Data Security

Household data of 35 million US residents exposed in database mess up

The Elasticsearch database was left exposed without any security authentication which means it could have been accessed by anyone with access to a web browser, and a valid URL.


Comparitech researchers published a report revealing details of an unprotected marketing database that leaked private details of about 35 million residents across Chicago, San Diego, and Los Angeles. Interestingly, the owner of this database hasn’t yet been identified.

SEE: Hacker dumps sensitive household records of 250M Americans

Reportedly, the Elasticsearch database wasn’t protected by a password, which is why it could have been accessed by anyone with access to a web browser, and a valid URL. The database was discovered by Bob Diachenko, head of Comparitech’s cybersecurity research team, on 26 June 2021.

Amazon Took Down the Database

Diachenko suspects that this database could be a marketing firm’s scraping attempt, and the company stored it on a misconfigured server.

Since the exposed database’s owner couldn’t be discerned, and it remained accessible until 27 July 2021, Amazon Web Services (AWS), which hosted the server where the database was stored, had to intervene and take it down to prevent it from landing in the wrong hands.

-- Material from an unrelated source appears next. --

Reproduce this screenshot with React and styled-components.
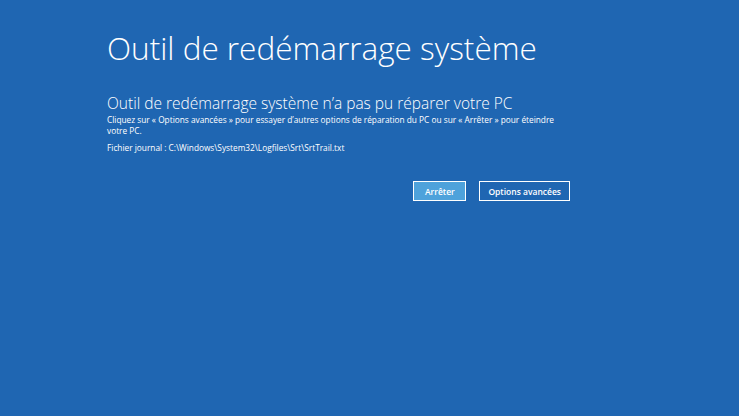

However, it is pretty discomforting that it remained exposed for about a month, which was ample time for cybercriminals. Its time zone was set to Kolkata, India.

About the Exposed Data

The exposed database contained:

  • Gender
  • Full names
  • Ethnicities
  • Date of birth
  • Marital status
  • Email addresses
  • Contact information
  • Residential addresses.

Furthermore, the information contained other exploitable demographic information such as:

  • Assets
  • Shopping habits
  • Media preferences
  • Pet ownership details
  • Hobbies and interests
  • Estimated income, and net worth.

Image credit: Comparitech

According to Comparitech’s report, the data was gathered between 2010 and May 2021, and hence, contained many recent records.

Image credit: Comparitech

It is unfortunate that this sort of information is highly personal and could be used by threat actors to launch spam and scam campaigns as well as phishing attacks, as each entry contained 268 fields of information. Therefore, this is a treasure trove of personal data for cybercriminals.